Any preschool would need to be tuition-based or supported by another entity, because at a time of severe budget cuts, USD 410 can’t financially support a preschool.

“For a fee-based program, I wouldn’t hesitate,” Noble said.

New schedule provides challenges, opportunities

High school, middle school, and elementary school principals reviewed first drafts of 2011-12 class schedules.

The high school will switch from a block schedule to a daily schedule, allowing more sharing of staff between the middle and high schools.

“We’re redefining what tight is at the middle school next year,” Principal Greg Brown said.

He said the lion’s share of classes will be taught by shared staff.
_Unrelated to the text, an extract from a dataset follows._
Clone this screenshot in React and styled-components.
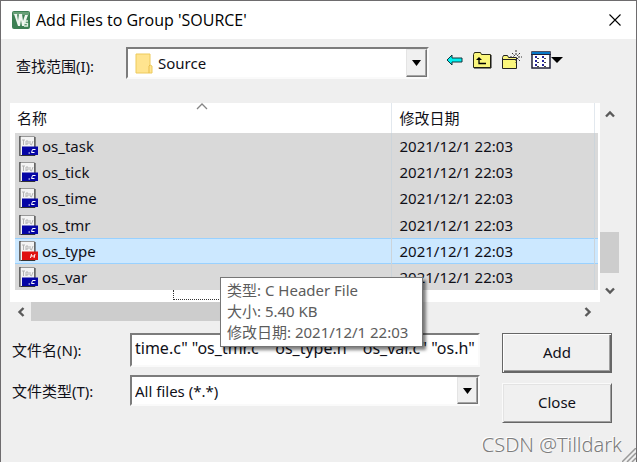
import React from 'react';
import styled, { createGlobalStyle, css } from 'styled-components';

const GlobalStyle = createGlobalStyle`
  *, *::before, *::after { box-sizing: border-box; }
  body {
    margin: 0;
    background: #efefef;
    color: #101018;
    font: 15px/20px "Noto Sans", "Noto Sans CJK SC", sans-serif;
  }
  button, input, select { font: inherit; color: inherit; margin: 0; }
  svg { display: block; flex: none; }
`;

const Dialog = styled.main`
  position: relative;
  display: flex;
  flex-direction: column;
  min-height: 100vh;
  overflow: hidden;
  border: 1px solid #6e6c6e;
  border-bottom: 0;
  background: #efefef;
`;

const TitleBar = styled.header`
  display: flex;
  align-items: center;
  gap: 6px;
  height: 38px;
  padding: 0 14px 0 11px;
  background: #fff;
`;

const Title = styled.h1`
  flex: 1;
  margin: 0;
  color: #000;
  font: 400 16px/20px "Open Sans", sans-serif;
`;

const BareButton = styled.button`
  display: flex;
  align-items: center;
  justify-content: center;
  padding: 0;
  border: 0;
  background: none;
`;

const LookInRow = styled.div`
  display: grid;
  grid-template-columns: 110px minmax(160px, 303px) auto 1fr;
  align-items: center;
  padding: 8px 15px 0;
`;

const Label = styled.label`
  white-space: nowrap;
`;

const LookInLabel = styled(Label)`
  padding-top: 6px;
`;

const sunken = css`
  border: 2px solid;
  border-color: #7c7c7c #fafafa #fafafa #7c7c7c;
  background: #fff;
`;

const ComboFrame = styled.div`
  ${sunken}
  position: relative;
  height: ${(p) => p.$height};
  min-width: 0;
`;

const Combo = styled.select`
  width: 100%;
  height: 100%;
  padding: 0 24px 0 ${(p) => (p.$withIcon ? '30px' : '3px')};
  border: 0;
  outline: 0;
  background: transparent;
  appearance: none;
`;

const ComboIcon = styled.span`
  position: absolute;
  left: 7px;
  top: 4px;
  pointer-events: none;
`;

const ComboArrow = styled.span`
  position: absolute;
  top: 0;
  right: 0;
  bottom: 0;
  display: flex;
  align-items: center;
  justify-content: center;
  width: 21px;
  border: 1px solid;
  border-color: #e4e4e4 #747474 #747474 #e4e4e4;
  box-shadow: inset -1px -1px #a4a4a4;
  background: #f0f0f0;
  pointer-events: none;
`;

const Tools = styled.div`
  display: flex;
  align-items: center;
  gap: 9px;
  padding: 0 0 6px 17px;
`;

const Browser = styled.section`
  display: grid;
  grid-template-columns: minmax(0, 1fr) 19px;
  margin: 24px 17px 0 9px;
`;

const ListPane = styled.div`
  height: 199px;
  padding-right: 2px;
  background: #fff;
`;

const FileTable = styled.table`
  width: 100%;
  height: 187px;
  border-collapse: collapse;
  table-layout: fixed;
`;

const Heading = styled.th`
  width: ${(p) => p.$width};
  height: 30px;
  padding: 0 0 0 ${(p) => (p.$first ? '7px' : '8px')};
  border-right: 1px solid #e2e8ee;
  text-align: left;
  font-weight: 400;
`;

const EdgeHeading = styled.th`
  width: 4px;
  padding: 0;
`;

const SortButton = styled(BareButton)`
  position: relative;
  width: 100%;
  justify-content: flex-start;
`;

const SortMark = styled.span`
  position: absolute;
  left: 50%;
  top: -5px;
  margin-left: -8px;
`;

const FileRow = styled.tr`
  background: ${(p) => (p.$hot ? '#cce8ff' : '#d9d9d9')};
  box-shadow: ${(p) => (p.$hot ? 'inset 0 1px #99d1ff, inset 0 -1px #99d1ff, inset 1px 0 #99d1ff' : 'none')};
`;

const Cell = styled.td`
  height: 26px;
  padding: 0 0 0 8px;
  border-right: ${(p) => (p.$edge ? '0' : '1px solid #ccd4da')};
  white-space: nowrap;
`;

const FileName = styled.span`
  display: flex;
  align-items: center;
  gap: 4px;
  padding-left: 1px;
`;

const FirstCell = styled(Cell)`
  background: linear-gradient(to right, #fff 5px, transparent 5px);
`;

const Marquee = styled.div`
  width: 140px;
  height: 10px;
  margin: 0 0 0 163px;
  border: 1px dotted #333;
  border-top: 0;
`;

const VerticalScroll = styled.div`
  display: grid;
  grid-template-rows: 20px 1fr 41px 29px;
  padding-top: 1px;
`;

const ScrollDown = styled(BareButton)`
  padding-top: 6px;
`;

const HorizontalScroll = styled.div`
  display: grid;
  grid-template-columns: 21px minmax(0, 1fr) minmax(0, 1fr) 24px;
  height: 19px;
`;

const Thumb = styled.div`
  background: #cdcdcd;
`;

const Form = styled.form`
  display: grid;
  grid-template-columns: minmax(0, 1fr) 110px;
  column-gap: 22px;
  align-items: start;
  padding: 12px 24px 0 11px;
`;

const Fields = styled.div`
  display: grid;
  grid-template-columns: 118px minmax(0, 1fr);
  row-gap: 8px;
  align-items: center;
`;

const Actions = styled.div`
  display: grid;
  row-gap: 10px;
`;

const NameInput = styled.input`
  ${sunken}
  width: 100%;
  height: 34px;
  padding: 0 3px 4px;
  outline: 0;
  font-size: 16px;
`;

const PushButton = styled.button`
  height: 40px;
  padding: 0 0 2px;
  border: ${(p) => (p.$primary ? '1px solid #666' : '1px solid')};
  ${(p) => !p.$primary && css`border-color: #fafafa #666 #666 #fafafa;`}
  background: #f0f0f0;
  box-shadow: ${(p) =>
    p.$primary
      ? 'inset 1px 1px #fff, inset -1px -1px #666, inset -2px -2px #a0a0a0'
      : 'inset 1px 1px #e3e3e3, inset -1px -1px #a0a0a0'};
`;

const Tooltip = styled.div`
  position: absolute;
  left: 219px;
  top: 276px;
  min-width: 203px;
  padding: 2px 8px 3px 6px;
  border: 1px solid #767676;
  background: #fff;
  box-shadow: 3px 3px 3px rgba(0, 0, 0, 0.5);
  color: #5c5c5c;
  line-height: 21px;
  white-space: nowrap;
`;

const Footer = styled.footer`
  display: flex;
  justify-content: flex-end;
  padding: 10px 14px 0 0;
`;

const Watermark = styled.span`
  color: #7c7c7c;
  font: 300 20px/24px "Noto Sans", sans-serif;
  text-shadow: -1px -1px #fff;
`;

const Grip = styled.span`
  position: absolute;
  right: 0;
  bottom: 0;
`;

const AppIcon = () => (
  <svg width="18" height="18" viewBox="0 0 18 18">
    <rect width="18" height="18" rx="2" fill="#3d8054" />
    <path d="M1 1h16v3H1z" fill="#68a078" />
    <path d="M2 3h3l1 7 1-7h3l1 7 2-6h3l-4 11h-2L9 9l-1 6H6z" fill="#f0f6f0" />
    <path d="M16 10h-3v2.500h2.500V15H12" fill="none" stroke="#e0f0e2" strokeWidth="1.300" />
  </svg>
);

const CloseIcon = () => (
  <svg width="14" height="14" viewBox="0 0 14 14">
    <path d="M1.500 1.500l11 11m0-11l-11 11" stroke="#000" strokeWidth="1.100" />
  </svg>
);

const FolderIcon = () => (
  <svg width="18" height="21" viewBox="0 0 18 21">
    <path d="M1 1h14v11l2 1v7H1z" fill="#ffe48f" stroke="#edca5d" />
    <path d="M14 20v-7l1-1" fill="none" stroke="#e8bd4a" />
  </svg>
);

const DownTriangle = ({ width = 9 }) => (
  <svg width={width} height="6" viewBox="0 0 10 6" preserveAspectRatio="none">
    <path d="M0 0h10L5 6z" fill="#000" />
  </svg>
);

const BackIcon = () => (
  <svg width="17" height="14" viewBox="0 0 17 14">
    <path d="M1 7l5-5v3h10v4H6v3z" fill="#00f0f0" stroke="#14343a" />
  </svg>
);

const UpFolderIcon = () => (
  <svg width="20" height="18" viewBox="0 0 20 18">
    <path d="M1.500 16.500v-13l1-2h6l1 2h9v13z" fill="#faf67c" stroke="#2a2a14" />
    <path d="M2 17h17V4" fill="none" stroke="#111" />
    <path d="M4 9l3-3 3 3z" fill="#000" />
    <path d="M7 8v4.500h7" fill="none" stroke="#000" strokeWidth="1.300" />
  </svg>
);

const NewFolderIcon = () => (
  <svg width="21" height="20" viewBox="0 0 21 20">
    <path d="M1.500 18.500v-11l1-2h4l1 2h8v11z" fill="#faf67c" stroke="#222" />
    <path d="M1 9.500h14" stroke="#222" />
    <path d="M15 0v5m0 4v4M9 7h4m4 0h4M11 3l3 3m2 2l3 3m0-8l-3 3" stroke="#333" strokeDasharray="2 1" />
  </svg>
);

const ViewIcon = () => (
  <svg width="20" height="18" viewBox="0 0 20 18">
    <rect x="1" y="1" width="18" height="16" fill="#fff" stroke="#202038" strokeWidth="1.500" />
    <path d="M1 1h18v2H1z" fill="#0878c8" />
    <path d="M0 3.500h20" stroke="#202038" />
    <path d="M4 5h2v2H4zm0 4h2v2H4zm0 4h2v2H4zm7-8h2v2h-2zm0 4h2v2h-2zm0 4h2v2h-2z" fill="#25259a" />
    <path d="M6 7.500h3m-3 4h3m-3 4h3m4-8h3m-3 4h3m-3 4h3" stroke="#444" strokeDasharray="2 1" />
  </svg>
);

const SourceFileIcon = ({ header }) => (
  <svg width="19" height="20" viewBox="0 0 19 20">
    <path d="M.5.5h15v19H.5z" fill="#f4f4f4" stroke="#999" />
    <path d="M1 0v20M16 1v18.500H2" fill="none" stroke="#333" />
    <path d="M3 4h3m-1.500 0v5M7 9V5h2v3H7m4-3v3l1.500 1L14 5" fill="none" stroke="#b4b4b4" />
    <path d="M3 10.500h16V19H3z" fill={header ? '#e01010' : '#0505a5'} />
    {header ? (
      <path d="M12.500 13l-1 4m4.500-4l-1 4m-3-2h3.500" fill="none" stroke="#fff" />
    ) : (
      <path d="M16.500 13.500h-3l-1 3h3M9.500 17h1.500" fill="none" stroke="#fff" />
    )}
  </svg>
);

const rotations = { up: 0, right: 90, down: 180, left: 270 };

const Chevron = ({ direction }) => (
  <svg width="12" height="12" viewBox="0 0 12 12">
    <path
      d="M2 8.500l4-4 4 4"
      fill="none"
      stroke="#5a5a5a"
      strokeWidth="2.400"
      transform={`rotate(${rotations[direction]} 6 6)`}
    />
  </svg>
);

const files = [
  { name: 'os_task' },
  { name: 'os_tick' },
  { name: 'os_time' },
  { name: 'os_tmr' },
  { name: 'os_type', header: true },
  { name: 'os_var' },
];

export default function App() {
  return (
    <>
      <GlobalStyle />
      <Dialog>
        <TitleBar>
          <AppIcon />
          <Title>Add Files to Group 'SOURCE'</Title>
          <BareButton aria-label="Close window"><CloseIcon /></BareButton>
        </TitleBar>

        <LookInRow>
          <LookInLabel htmlFor="folder">查找范围(I):</LookInLabel>
          <ComboFrame $height="32px">
            <Combo id="folder" $withIcon defaultValue="Source">
              <option>Source</option>
            </Combo>
            <ComboIcon><FolderIcon /></ComboIcon>
            <ComboArrow><DownTriangle /></ComboArrow>
          </ComboFrame>
          <Tools>
            <BareButton aria-label="Back"><BackIcon /></BareButton>
            <BareButton aria-label="Up one level"><UpFolderIcon /></BareButton>
            <BareButton aria-label="New folder"><NewFolderIcon /></BareButton>
            <BareButton aria-label="View"><ViewIcon /><DownTriangle width={12} /></BareButton>
          </Tools>
        </LookInRow>

        <Browser>
          <ListPane>
            <FileTable>
              <thead>
                <tr>
                  <Heading $first $width="auto">
                    <SortButton>
                      名称
                      <SortMark>
                        <svg width="12" height="7" viewBox="0 0 12 7">
                          <path d="M1 6l5-5 5 5" fill="none" stroke="#858585" strokeWidth="1.300" />
                        </svg>
                      </SortMark>
                    </SortButton>
                  </Heading>
                  <Heading $width="203px"><SortButton>修改日期</SortButton></Heading>
                  <EdgeHeading />
                </tr>
              </thead>
              <tbody>
                {files.map((file) => (
                  <FileRow key={file.name} $hot={file.header}>
                    <FirstCell>
                      <FileName><SourceFileIcon header={file.header} />{file.name}</FileName>
                    </FirstCell>
                    <Cell>2021/12/1 22:03</Cell>
                    <Cell $edge />
                  </FileRow>
                ))}
              </tbody>
            </FileTable>
            <Marquee />
          </ListPane>
          <VerticalScroll>
            <BareButton aria-label="Scroll up"><Chevron direction="up" /></BareButton>
            <span />
            <Thumb />
            <ScrollDown aria-label="Scroll down"><Chevron direction="down" /></ScrollDown>
          </VerticalScroll>
          <HorizontalScroll>
            <BareButton aria-label="Scroll left"><Chevron direction="left" /></BareButton>
            <Thumb />
            <span />
            <BareButton aria-label="Scroll right"><Chevron direction="right" /></BareButton>
          </HorizontalScroll>
        </Browser>

        <Form onSubmit={(event) => event.preventDefault()}>
          <Fields>
            <Label htmlFor="filename">文件名(N):</Label>
            <NameInput
              id="filename"
              defaultValue={'time.c" "os_tmr.c" "os_type.h" "os_var.c" "os.h"'}
            />
            <Label htmlFor="filetype">文件类型(T):</Label>
            <ComboFrame $height="31px">
              <Combo id="filetype" defaultValue="All files (*.*)">
                <option>All files (*.*)</option>
              </Combo>
              <ComboArrow><DownTriangle /></ComboArrow>
            </ComboFrame>
          </Fields>
          <Actions>
            <PushButton type="submit" $primary>Add</PushButton>
            <PushButton type="button">Close</PushButton>
          </Actions>
        </Form>

        <Footer><Watermark>CSDN @Tilldark</Watermark></Footer>

        <Tooltip role="tooltip">
          <div>类型: C Header File</div>
          <div>大小: 5.40 KB</div>
          <div>修改日期: 2021/12/1 22:03</div>
        </Tooltip>
        <Grip>
          <svg width="14" height="14" viewBox="0 0 14 14">
            <path d="M0 14L14 0M5 14l9-9M10 14l4-4" stroke="#999" strokeWidth="1.500" />
          </svg>
        </Grip>
      </Dialog>
    </>
  );
}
With the schedule change, the high school will offer more career and technical classes. That has a dual benefit — schools receive additional funding for those classes, and students can receive some college credit for completing a series of those classes. Among the new classes being considered for the high school are robotics, meteorology, animation, game design, and culinary arts.

“These are 21st-century classes, folks,” Noble said.

He credited the high school staff with working to solve problems rather than create them. The high school staff and students face the biggest change with the new schedule.

“I feel pretty good about this schedule,” HHS Principal Max Heinrichs said.

2011-12 year begins Aug. 24

The 2011-12 school year will include 170 days of school, and will begin Aug. 24. The final day of school will be May 22.

The 2010-11 school year has students in class 180 days. However, beginning school at 8 a.m. in 2011-12 will lead to students being in class more in 2011-12.

Christmas break will be Dec. 22 through Jan 2. Students will have a full week of spring break, March 19 through 23.

The calendar is designed to minimize classroom disruptions by sporting events and activities, Noble said.

District to send letter to Centre about virtual school

The board instructed Noble to draft a letter to Centre USD 397 Board of Education about an issue with USD 397 recruiting students for its virtual school program in other districts, including USD 410.

Kansas State Department of Education requires districts give written notice to other districts before meeting with students in those districts about virtual school, Noble said.

USD 410 received no such notification about an April 18 meeting in Hillsboro. Marion USD 408 and Herington USD 487 have the same issue, Noble said.

In other business:

  • Technology Student Association members competed in the state TSA conference. Brent Mueller placed first in dragster design, Aaron Slater placed second in dragster design, Eric Herbel placed second in flight endurance, and Courtney Troyer placed fourth in digital video production. Mueller, Slater, and Herbel will advance to compete June 21 through 25 in the TSA National Conference in Grapevine, Texas.
  • USD 410’s share of the $25,000 annual contribution from area school districts to Marion County Parents As Teachers is $7,278 for 2011-12. The contributions are based on a district’s weighted enrollment. Noble said that if any other districts cut their PAT funding, he would recommend USD 410 increase funding, which would allow the district to pick up extra services. He noted that there is a waiting list for PAT services in USD 410.
  • Ed Bozarth Chevrolet of Topeka will sell the district a 2011 Chevrolet Suburban for $29,557. Midway Motors was given an opportunity to match that bid but was unable. The vehicle will be purchased with capital outlay funds, which are unaffected by state aid and enrollment and cannot be used for operational expenses.
  • The board met in closed session for 25 minutes to discuss teacher contract negotiations. On return to open session, the board approved the 2011-12 master contract for teachers. The teachers approved the contract April 7.
  • The board met in closed session for 30 minutes to discuss personnel. No action was taken on return to open session.
  • The board met in closed session for 10 minutes to discuss transaction of real property. No action was taken on return to open session.
  • Renovation of the former Midway Motors building on D Street into a district office is proceeding quickly, Noble said.

The next regularly scheduled board of education meeting will be 7 p.m. May 9.